2008 Texas Republican presidential primary
| Nominee | John McCain | Mike Huckabee |  |
| Home state | Arizona | Arkansas |
| Delegate count | 80 | 16 |
| Popular vote | 697,767 | 518,002 |
| Percentage | 51.22% | 38.02% |
- Election results by county. John McCain Mike Huckabee Tie No votes

= 2008 Texas Republican presidential primary =

The 2008 Texas Republican presidential primary took place on March 4, 2008. John McCain won the primary election, giving him enough delegate votes to guarantee his nomination at the 2008 Republican National Convention.

==Process==
The Texas Republican primary process allocates delegates solely through the primary process. In addition to the candidates shown on the ballot, the ballot also shows a spot for "uncommitted".

Texas does not require a primary voter to be a registered party member - primaries are open to all voters, but a voter cannot vote in both the Republican and Democratic primaries; s/he must choose one or the other. In addition, voters who vote in a primary election cannot later sign a petition for a third-party or independent candidate to appear on the November general election ballot.

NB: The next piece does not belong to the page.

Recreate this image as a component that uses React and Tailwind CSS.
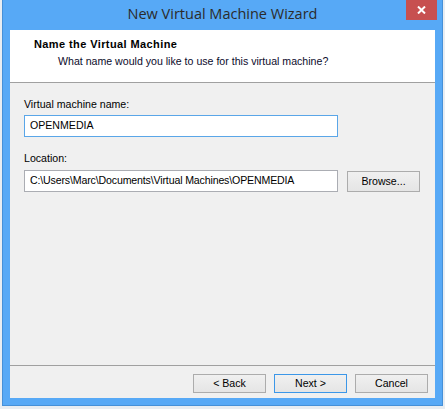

In 2008, Texas had 140 Republican delegates available for the taking, divided into three categories:
- 96 delegates selected by congressional district (as Texas has 32 districts, each district selects three delegates).
- 41 delegates selected at-large based on the statewide vote.
- Three "party leader" delegates.

The delegate split for the congressional delegates uses a modified proportional methodology:
- If a candidate receives a majority (over 50%) of the vote, s/he receives all three district delegates.
- If two candidates receive between 20% and 50% of the vote, the first place candidate receives two delegates and the second place candidate receives one delegate.
- If no candidate receives 20% of the vote, the top three candidates each receive one delegate.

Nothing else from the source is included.